KELLER, J., concurred in the judgment.

KEASLER, J., dissented. 
      
      . In its brief, the state argues that appellant’s trial objection does not comport with his complaint on appeal. However, the state concedes that at trial, appellant objected to the videotaped interview "on the grounds it's hearsay. Previous statement from a testifying witness and hasn’t been any showing that it’s any exception to the hearsay.” Although the state attempts to characterize this as "an objection that the videotape was repetitive or constituted bolstering,” this is clearly an objection on the basis of hearsay.

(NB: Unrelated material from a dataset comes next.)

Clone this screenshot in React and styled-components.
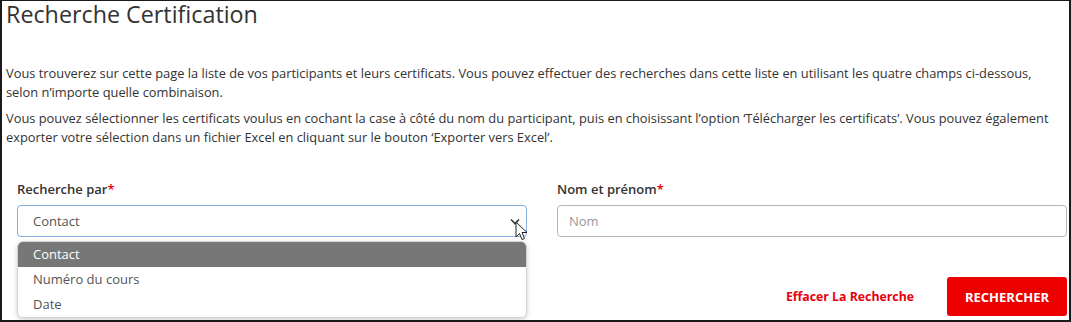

At the Court of Appeals, appellant complained that "[t]he trial court erred in allowing the state to play for the jury a videotaped interview of the complaining party conducted by the Texas Department of Human Services, after the child testified live, in that such evidence is hearsay.” Clearly then, appellant’s objection at trial comports with his complaint on appeal.
     
      
      
        . See also 29 Am.Jur.2d Evidence § 658, at 702-03 (1994); 31A C.J.S. Evidence § 262, at 499-500 (1996); 2 Spencer A. Gard, Jones on Evidence: Civil & Criminal § 8:2, at 166 (6 th ed.1972); Graham C. Lilly, An Introduction to the Law of Evidence § 6.1, at 180-83 (2 nd ed.1987); Michael W. Martin, Basic Problems of Evidence § 13.01(b), at 299-303 (6th ed.1988); John William Strong, McCormick On Evidence § 245, at 95 (4th ed.1992).
     
      
      . See Penry v. State, 691 S.W.2d 636, 655 (Tex.Crim.App.1985) (testimony concerning written statements given by defendant to police), cert. denied, 474 U.S. 1073, 106 S.Ct. 834, 88 L.Ed.2d 805 (1986); Nathan v. State, 788 S.W.2d 942, 945 (Tex.App.—Fort Worth 1990, no pet.) (testimony concerning defendant’s post-arrest silence); Salinas v. State, 625 S.W.2d 397, 401 (Tex.App.—San Antonio 1981, no pet.) (references to defendant’s prior conviction).